Any & all feedback welcome!

Friday, 24 April 2015

The Carwash Analogy

I was recently having a discussion with a developer friend of mine about why he should recruit testers (since they currently don't). It bothers me that the end of the conversation didn't end "Dan, you're absolutely right, I'm totally getting me some of them!".

Explaining testing well is no easy task. What if the company is doing well with their current quality level?

The problem here is that testers don't have a largely tangible output. We provide a service. We deal in information, and our net output could be described as confidence.

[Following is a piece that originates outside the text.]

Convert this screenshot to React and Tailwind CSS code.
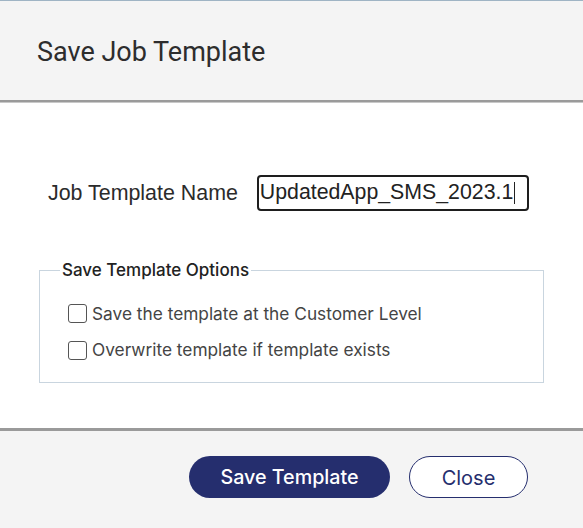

What if we made the analogy between testing and a car wash? My friend has developers doing unit tests and sanity checks on the end-to-end process, so he's already at Level 2. It's 50p more than Level 1, and probably £2 more than not washing his car. Adding testers dials you up to Level 8. The car wash is much more thorough. There's some premium soaping and scrubbing that's happening at the same time as the Level 2 stuff. There's a bunch of stuff happening that you were never going to get at Level 2 that takes a little longer. Waxing, buffing and the like. Totally premium, and totally costs a few quid more.

So what's the result?

Either:
* you know your car is cleaner as a result of getting Level 8, or
* you're more confident that dirt that was probably removed by Level 2 is definitely gone now

Don't fool yourself. Level 8 doesn't mean sterile. But you certainly gave it your best try. 

Testers don't actually remove issues. I also think this analogy is imperfect in that it draws a parallel between what's probably a perfectly good wash and developers checking their own code, which I feel understates the importance of testing. All the same, I might try this on my developer friend and see if it helps.

Be careful: clean cars are addictive. Once you've sat in something cleaned at Level 8, you'll wonder quite how good Level 9 could be!